When she first started preparing meals, she'd cook for a crowd, even though it was just her and her husband, Mike, at home.

"I have a hard time making small amounts," she said. "I'd cook huge portions for the two of us, and then we'd eat on it for three or four days. Now that it's just the two of us again, we eat out a lot."

Langford still likes to try new recipes, and she's not afraid of long lists or strange ingredients.

"If I see something I like, I'm going to try it," she said. "I'm not going to let something get beat me. I'm going to do it until I master it."

The exception to that rule is homemade gravy.

"Gravy is the only thing I haven't mastered," she said. "I could throw it against the wall today, and it would still be hanging there tomorrow."

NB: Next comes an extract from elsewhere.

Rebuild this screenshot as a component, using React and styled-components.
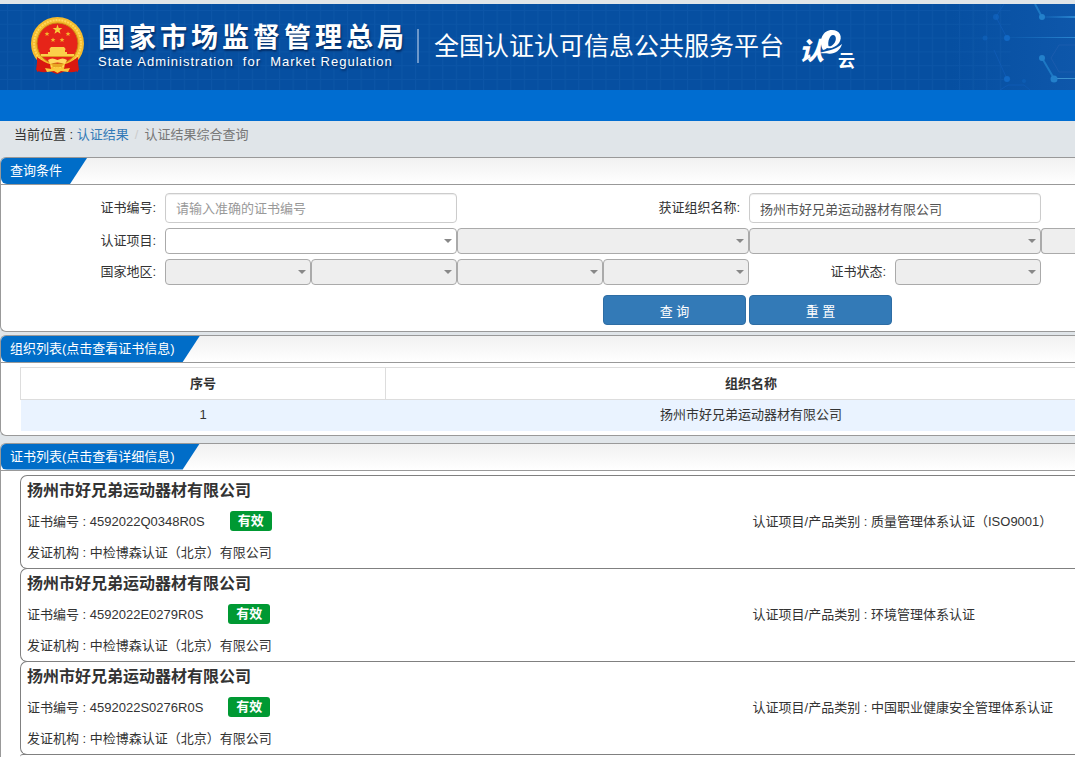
import React, { useState } from "react";
import styled, { createGlobalStyle } from "styled-components";

const certList = [
  {
    id: 1,
    org: "扬州市好兄弟运动器材有限公司",
    number: "4592022Q0348R0S",
    agency: "中检博森认证（北京）有限公司",
    category: "质量管理体系认证（ISO9001）",
  },
  {
    id: 2,
    org: "扬州市好兄弟运动器材有限公司",
    number: "4592022E0279R0S",
    agency: "中检博森认证（北京）有限公司",
    category: "环境管理体系认证",
  },
  {
    id: 3,
    org: "扬州市好兄弟运动器材有限公司",
    number: "4592022S0276R0S",
    agency: "中检博森认证（北京）有限公司",
    category: "中国职业健康安全管理体系认证",
  },
];

const orgList = [{ id: 1, name: "扬州市好兄弟运动器材有限公司" }];

const Emblem = () => (
  <StEmblem viewBox="0 0 53 57" aria-hidden="true">
    <path d="M7 38 L5 53 Q12 57 18 54 L26 57 L35 54 Q41 57 48 53 L46 38 Z" fill="#d3170f" />
    <circle cx="26.5" cy="26.5" r="26.5" fill="#f6bb2c" />
    <circle cx="26.5" cy="26.5" r="23.5" fill="none" stroke="#ffd75a" strokeWidth="2" strokeDasharray="2 1" />
    <circle cx="26.5" cy="26.5" r="20.5" fill="#e62419" stroke="#c98914" strokeWidth="1" />
    <path d="M26.5 7.5 l1.2 3.4 3.6 .1 -2.8 2.2 1 3.5 -3 -2 -3 2 1 -3.5 -2.8 -2.2 3.6 -.1 z" fill="#f8cf3c" />
    <path
      d="M16 14.5 l.7 1.6 1.8 .1 -1.4 1.1 .5 1.7 -1.6 -1 -1.5 1 .4 -1.7 -1.3 -1.1 1.8 -.1z M37 14.5 l.7 1.6 1.8 .1 -1.4 1.1 .5 1.7 -1.6 -1 -1.5 1 .4 -1.7 -1.3 -1.1 1.8 -.1z M22 20.5 l.7 1.6 1.8 .1 -1.4 1.1 .5 1.7 -1.6 -1 -1.5 1 .4 -1.7 -1.3 -1.1 1.8 -.1z M31 20.5 l.7 1.6 1.8 .1 -1.4 1.1 .5 1.7 -1.6 -1 -1.5 1 .4 -1.7 -1.3 -1.1 1.8 -.1z"
      fill="#f3b52d"
    />
    <path d="M20 30 h13 l2 2.5 h-1 v2.5 h2 v2 h7 v2.5 H10 V37 h7 v-2 h2 v-2.5 h-1 z" fill="#fbd04a" />
    <path d="M10 39.5 h33" stroke="#e09a20" strokeWidth="1" />
    <path d="M6 40 Q14 46 19 47 L20 52 Q14 51 6 55 Z M47 40 Q39 46 34 47 L33 52 Q39 51 47 55 Z" fill="#d9180f" />
    <path d="M17 43 Q21 40 26.5 43 Q32 40 36 43 L34 47 Q26.5 44 19 47 Z" fill="#ffd95f" />
    <path d="M21 47 H32 L31 50 H22 Z" fill="#e9a623" />
    <path d="M14 51 L20 52 L26.5 50 L33 52 L39 51 L37 55 L30 54 L26.5 56 L23 54 L16 55 Z" fill="#fbc93d" />
  </StEmblem>
);

const CloudLogo = () => (
  <StCloudLogo viewBox="0 0 58 42" role="img" aria-label="认e云">
    <text x="0" y="31" fontSize="25" fontWeight="900" fontStyle="italic" fill="#fff">
      认
    </text>
    <path
      d="M24 21 C19 11 24 1 33 1 C41 1 44 8 40 14 C37 18 32 20 28 19 C27 20 25 21 24 21 Z M29.5 17 C28.5 12 31 6 34 6 C38 6 38 13 33 16.5 C31.5 17.5 30 17.6 29.5 17 Z"
      fill="#fff"
      fillRule="evenodd"
    />
    <path d="M20 24 C28 22 36 21 43 15 C41 22 35 25.5 29 24.5 C26 23.8 22 24.5 20 24 Z" fill="#fff" />
    <text x="39" y="38" fontSize="17" fontWeight="700" fill="#fff">
      云
    </text>
  </StCloudLogo>
);

// 头部右侧的电路装饰
const Circuit = () => (
  <StCircuit viewBox="0 0 125 86" aria-hidden="true">
    <defs>
      <linearGradient id="trace" x1="0" x2="1">
        <stop offset="0" stopColor="#1c79c9" stopOpacity="0.1" />
        <stop offset="1" stopColor="#2b86d0" />
      </linearGradient>
      <linearGradient id="glow" x1="0" x2="1">
        <stop offset="0" stopColor="#1a63b8" stopOpacity="0" />
        <stop offset="1" stopColor="#1a63b8" stopOpacity="0.4" />
      </linearGradient>
    </defs>
    <rect width="125" height="86" fill="url(#glow)" />
    <path d="M54 0 L46 13 L57 34 M44 46 L57 75 M50 86 L58 81 L74 81 L80 86" fill="none" stroke="#0f5ab3" />
    <path d="M85 0 L92 13 M92 54 L104 74.5" fill="none" stroke="#1d78c4" strokeWidth="2" />
    <rect x="92" y="12" width="33" height="2" fill="url(#trace)" />
    <rect x="57" y="33" width="68" height="1" fill="url(#trace)" />
    <rect x="104" y="74" width="21" height="1" fill="#3b91cf" />
    <path d="M125 41 H109 L101 54 L109 68 H125" fill="none" stroke="#1b5cae" />
    <g fill="#1268c4">
      <circle cx="46" cy="13" r="3" opacity="0.6" />
      <circle cx="35" cy="34" r="2.5" opacity="0.5" />
      <circle cx="57" cy="34" r="3" />
      <circle cx="57" cy="75" r="3" />
      <circle cx="74" cy="77" r="2" opacity="0.4" />
    </g>
    <g fill="#2380cb">
      <circle cx="92" cy="13" r="3" />
      <circle cx="92" cy="54" r="3" />
      <circle cx="104" cy="75" r="3.5" />
    </g>
  </StCircuit>
);

const SelectField = ({ label, span = 1, disabled, cut }) => (
  <StSelectBox $span={span}>
    <StSelect aria-label={label} disabled={disabled} $cut={cut}>
      <option></option>
    </StSelect>
    {!cut && <StArrow />}
  </StSelectBox>
);

const Panel = ({ title, gap, open, children }) => (
  <StPanel $gap={gap} $open={open}>
    <StPanelHead>
      <StTab>{title}</StTab>
    </StPanelHead>
    {children}
  </StPanel>
);

const App = () => {
  const [certNo, setCertNo] = useState("");
  const [orgName, setOrgName] = useState("扬州市好兄弟运动器材有限公司");

  const onSubmitHandler = (event) => {
    event.preventDefault();
  };

  const onResetHandler = () => {
    setCertNo("");
    setOrgName("");
  };

  return (
    <>
      <GlobalStyle />
      <StHeader>
        <StGridLines aria-hidden="true">
          <defs>
            <pattern id="cells" width="13.6" height="13.8" x="7" y="6" patternUnits="userSpaceOnUse">
              <path d="M0.5 0 V14 M0 0.5 H14" stroke="#1560b0" strokeOpacity="0.4" fill="none" />
            </pattern>
          </defs>
          <rect width="100%" height="100%" fill="url(#cells)" />
        </StGridLines>
        <Circuit />
        <StBrand>
          <Emblem />
          <StBureau>
            <StBureauName>国家市场监督管理总局</StBureauName>
            <StBureauEn>State Administration  for  Market Regulation</StBureauEn>
          </StBureau>
          <StDivider />
          <StPlatform>全国认证认可信息公共服务平台</StPlatform>
          <CloudLogo />
        </StBrand>
      </StHeader>
      <StNav />

      <StBreadcrumb>
        当前位置 :&nbsp;<a href="#result">认证结果</a>
        <StSlash>/</StSlash>
        <StCurrent>认证结果综合查询</StCurrent>
      </StBreadcrumb>

      <Panel title="查询条件" gap={3}>
        <StForm onSubmit={onSubmitHandler}>
          <StRow $height={30}>
            <StLabel htmlFor="certNo">证书编号:</StLabel>
            <StInput
              id="certNo"
              type="text"
              placeholder="请输入准确的证书编号"
              value={certNo}
              onChange={(e) => setCertNo(e.target.value)}
            />
            <StLabel htmlFor="orgName" $span={2}>获证组织名称:</StLabel>
            <StInput
              id="orgName"
              type="text"
              value={orgName}
              onChange={(e) => setOrgName(e.target.value)}
            />
          </StRow>
          <StRow $height={26}>
            <StLabel as="span">认证项目:</StLabel>
            <SelectField label="认证项目" span={2} />
            <SelectField label="认证项目二级" span={2} disabled />
            <SelectField label="认证项目三级" span={2} disabled />
            <SelectField label="认证项目四级" disabled cut />
          </StRow>
          <StRow $height={26}>
            <StLabel as="span">国家地区:</StLabel>
            <SelectField label="国家" disabled />
            <SelectField label="省" disabled />
            <SelectField label="市" disabled />
            <SelectField label="区" disabled />
            <StLabel as="span">证书状态:</StLabel>
            <SelectField label="证书状态" disabled />
          </StRow>
          <StActions $height={30}>
            <StButton type="submit" $start={5}>查 询</StButton>
            <StButton type="button" onClick={onResetHandler}>重 置</StButton>
          </StActions>
        </StForm>
      </Panel>

      <Panel title="组织列表(点击查看证书信息)" gap={7}>
        <StTableWrap>
          <StTable>
            <thead>
              <tr>
                <StTh $width="33.3%">序号</StTh>
                <StTh>组织名称</StTh>
              </tr>
            </thead>
            <tbody>
              {orgList.map((org) => (
                <tr key={org.id}>
                  <StTd>{org.id}</StTd>
                  <StTd>{org.name}</StTd>
                </tr>
              ))}
            </tbody>
          </StTable>
        </StTableWrap>
      </Panel>

      <Panel title="证书列表(点击查看详细信息)" open>
        <StCards>
          {certList.map((cert) => (
            <StCard key={cert.id}>
              <StCardTitle>{cert.org}</StCardTitle>
              <StCardRow>
                <StNumber>
                  证书编号 : {cert.number}
                  <StBadge>有效</StBadge>
                </StNumber>
                <span>认证项目/产品类别 : {cert.category}</span>
              </StCardRow>
              <StCardRow>
                <span>发证机构 : {cert.agency}</span>
              </StCardRow>
            </StCard>
          ))}
          <StCardEdge />
        </StCards>
      </Panel>
    </>
  );
};

export default App;

const GlobalStyle = createGlobalStyle`
  * {
    box-sizing: border-box;
  }

  body {
    margin: 0;
    padding-top: 4px;
    overflow-x: hidden;
    background-color: #e0e5e9;
    color: #333;
    font-family: "Liberation Sans", "Noto Sans CJK SC", sans-serif;
    font-size: 13px;
    line-height: 20px;
  }

  input, select, button {
    font-family: inherit;
    font-size: 13px;
  }

  a {
    color: #337ab7;
    text-decoration: none;
  }
`;

const StHeader = styled.header`
  position: relative;
  height: 86px;
  background-color: #064fa1;
  color: #fff;
`;

const StGridLines = styled.svg`
  position: absolute;
  top: 0;
  left: 0;
  width: 94%;
  height: 100%;
`;

const StCircuit = styled.svg`
  position: absolute;
  top: 0;
  right: 0;
  width: 125px;
  height: 86px;
`;

const StBrand = styled.div`
  position: relative;
  display: flex;
  align-items: center;
  height: 83px;
  padding-left: 31px;
  white-space: nowrap;
`;

const StEmblem = styled.svg`
  width: 53px;
  height: 57px;
  margin-right: 14px;
  flex-shrink: 0;
`;

const StBureau = styled.div`
  width: 319px;
  text-shadow: 1px 2px 2px rgba(0, 20, 60, 0.6);
`;

const StBureauName = styled.div`
  font-size: 27px;
  font-weight: 700;
  line-height: 32px;
  letter-spacing: 4px;
`;

const StBureauEn = styled.div`
  font-size: 13px;
  line-height: 16px;
  letter-spacing: 1px;
  white-space: pre;
`;

const StDivider = styled.div`
  width: 2px;
  height: 34px;
  margin-right: 15px;
  background-color: #6d98cb;
`;

const StPlatform = styled.div`
  font-size: 25px;
  line-height: 40px;
`;

const StCloudLogo = styled.svg`
  width: 58px;
  height: 42px;
  margin: 8px 0 0 15px;
  font-family: "Noto Sans CJK SC", sans-serif;
`;

const StNav = styled.nav`
  height: 31px;
  background-color: #006dd1;
`;

const StBreadcrumb = styled.nav`
  display: flex;
  height: 36px;
  padding: 4px 14px;
`;

const StSlash = styled.span`
  padding: 0 6px;
  color: #ccc;
`;

const StCurrent = styled.span`
  color: #777;
`;

const StPanel = styled.section`
  margin-bottom: ${({ $gap }) => $gap || 0}px;
  border: 1px solid #999;
  border-right: none;
  border-bottom-width: ${({ $open }) => ($open ? 0 : 1)}px;
  border-radius: ${({ $open }) => ($open ? "6px 0 0 0" : "6px 0 0 6px")};
  background-color: #fff;
  overflow: hidden;
`;

const StPanelHead = styled.div`
  height: 27px;
  border-bottom: 1px solid #999;
  background: linear-gradient(#f1f1f1, #fff);
`;

const StTab = styled.h2`
  display: inline-block;
  height: 26px;
  margin: 0;
  padding: 0 25px 0 9px;
  border-radius: 0 0 0 6px;
  background-color: #006dc8;
  clip-path: polygon(0 0, 100% 0, calc(100% - 17px) 100%, 0 100%);
  color: #fff;
  font-size: 13px;
  font-weight: 400;
  line-height: 26px;
`;

const StForm = styled.form`
  display: grid;
  gap: 5px;
  padding: 8px 0 6px 18px;
`;

const StRow = styled.div`
  display: grid;
  grid-template-columns: repeat(7, 1fr) 34px;
  height: ${({ $height }) => $height}px;
`;

const StActions = styled(StRow)`
  margin-top: 5px;
`;

const StLabel = styled.label`
  grid-column: span ${({ $span }) => $span || 1};
  align-self: center;
  padding-right: 9px;
  text-align: right;
`;

const StInput = styled.input`
  grid-column: span 2;
  min-width: 0;
  padding: 0 10px;
  border: 1px solid #ccc;
  border-radius: 4px;
  background-color: #fff;
  color: #555;
  box-shadow: inset 0 1px 1px rgba(0, 0, 0, 0.075);

  &::placeholder {
    color: #999;
  }
`;

const StSelectBox = styled.div`
  position: relative;
  grid-column: span ${({ $span }) => $span};
`;

const StSelect = styled.select`
  display: block;
  appearance: none;
  width: 100%;
  height: 100%;
  padding: 0 20px 0 8px;
  border: 1px solid #aaa;
  border-right-width: ${({ $cut }) => ($cut ? 0 : 1)}px;
  border-radius: ${({ $cut }) => ($cut ? "4px 0 0 4px" : "4px")};
  background-color: #fff;
  color: #444;

  &:disabled {
    background-color: #eee;
    opacity: 1;
  }
`;

const StArrow = styled.span`
  position: absolute;
  top: 11px;
  right: 5px;
  border: 4px solid transparent;
  border-top-color: #888;
  border-bottom: none;
  pointer-events: none;
`;

const StButton = styled.button`
  grid-column-start: ${({ $start }) => $start || "auto"};
  margin-right: 3px;
  padding: 0;
  border: 1px solid #2e6da4;
  border-radius: 4px;
  background-color: #337ab7;
  color: #fff;
  cursor: pointer;
`;

const StTableWrap = styled.div`
  margin: 4px 0 4px 19px;
  overflow: hidden;
`;

// 表格比窗口略宽，右侧被裁掉
const StTable = styled.table`
  width: 104%;
  table-layout: fixed;
  border-collapse: collapse;
  text-align: center;
`;

const StTh = styled.th`
  width: ${({ $width }) => $width || "auto"};
  height: 32px;
  padding: 0;
  border: 1px solid #ddd;
  line-height: 20px;
`;

const StTd = styled.td`
  height: 31px;
  padding: 0;
  background-color: #eaf3ff;
`;

const StCards = styled.div`
  padding: 4px 0 0 19px;
`;

const StCard = styled.article`
  margin-bottom: -1px;
  padding-left: 6px;
  border: 1px solid #808080;
  border-right: none;
  border-radius: 7px 0 0 7px;
`;

// 下一张卡片的上边缘
const StCardEdge = styled.div`
  height: 3px;
  border-top: 1px solid #808080;
  border-radius: 7px 0 0 0;
`;

const StCardTitle = styled.h3`
  margin: 0;
  font-size: 16px;
  font-weight: 700;
  line-height: 30px;
`;

const StCardRow = styled.div`
  display: grid;
  grid-template-columns: 9fr 4fr;
  line-height: 31px;
  white-space: nowrap;
`;

const StNumber = styled.div`
  display: flex;
  align-items: center;
`;

const StBadge = styled.span`
  margin-left: 25px;
  padding: 0 8px;
  border-radius: 3px;
  background-color: #093;
  color: #fff;
  font-weight: 700;
  line-height: 20px;
`;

DO YOU KNOW A GOOD COOK? Send your nominations to Ginna Parsons, Cook of the Week, P.O. Box 909, Tupelo, MS 38802. Or you can call (662) 678-1581 or email them to ginna.parsons@journalinc.com.

CHICKEN AND WILD RICE CASSEROLE

1 box Uncle Ben's Long Grain & Wild Rice

3 cups cooked, diced chicken

1 can cream of celery soup

1 (2-ounce) jar chopped pimientos

1 can French-cut green beans, drained

1 cup mayonnaise

Prepare wild rice according to package directions. Combine cooked rice with remaining ingredients and place in a greased casserole. Bake at 350 degrees for 25 to 30 minutes.

CORNBREAD SALAD

2 boxes Jiffy cornbread mix

1/2 cup diced jalapeños from a jar

1 can whole kernel corn, drained

5 green onions, chopped

10 slices bacon, cooked and chopped

15 cherry tomatoes, quartered

2 cups mayonnaise

Prepare cornbread mixes according to package directions. When cool, crumble cornbread in a large bowl. Add remaining ingredients and mix well. Chill. Serve with crackers, or as a salad plate along with chicken salad and pasta salad.

CREAM CHEESE POUND CAKE

3 cups sugar

3 sticks margarine, softened

6 eggs

1 (8-ounce) block cream cheese, softened

1 teaspoon vanilla

3 cups all-purpose flour

1/2 teaspoon salt

Cream sugar, margarine, eggs, cream cheese and vanilla until smooth. Add flour and salt and mix well.

Pour batter into a greased and floured Bundt pan. Place in a cold oven and bake at 300 degrees for 1 1/2 hours.

SHAKE, RATTLE AND RO-TEL SOUP

1 1/2 pounds ground beef

1 medium onion, chopped, or 1/4 cup dehydrated onions

2 cans minestrone soup

2 cans water

1 can Ro-tel tomatoes

1 can baby lima beans

Brown ground beef; drain. Return ground beef to pot and add remaining ingredients. Cook for 1 hour. Serve with cornbread.

SWEET POTATO PIE

2 sweet potatoes

1 stick margarine, melted

3 eggs

1 can sweetened condensed milk

1 unbaked pie shell

Peel, dice and cook sweet potatoes. Mash potatoes and add margarine, eggs and sweetened condensed milk. Pour mixture into unbaked pie shell. Bake at 350 degrees until firm, about 35 minutes.

CHEESE STRAWS

2 (5-ounce) jars Old English Cheese Spread

2 sticks margarine, softened

1 1/2 teaspoons cayenne pepper

2 cups all-purpose flour

Combine cheese and margarine until smooth. Add cayenne pepper and mix well. Add flour, 1 cup at a time, and mix well.

Place dough in a cookie press and press out rolls of dough. Cut in 1 1/2-inch pieces and place on a cookie sheet. Bake at 350 degrees for 15 minutes or until lightly browned.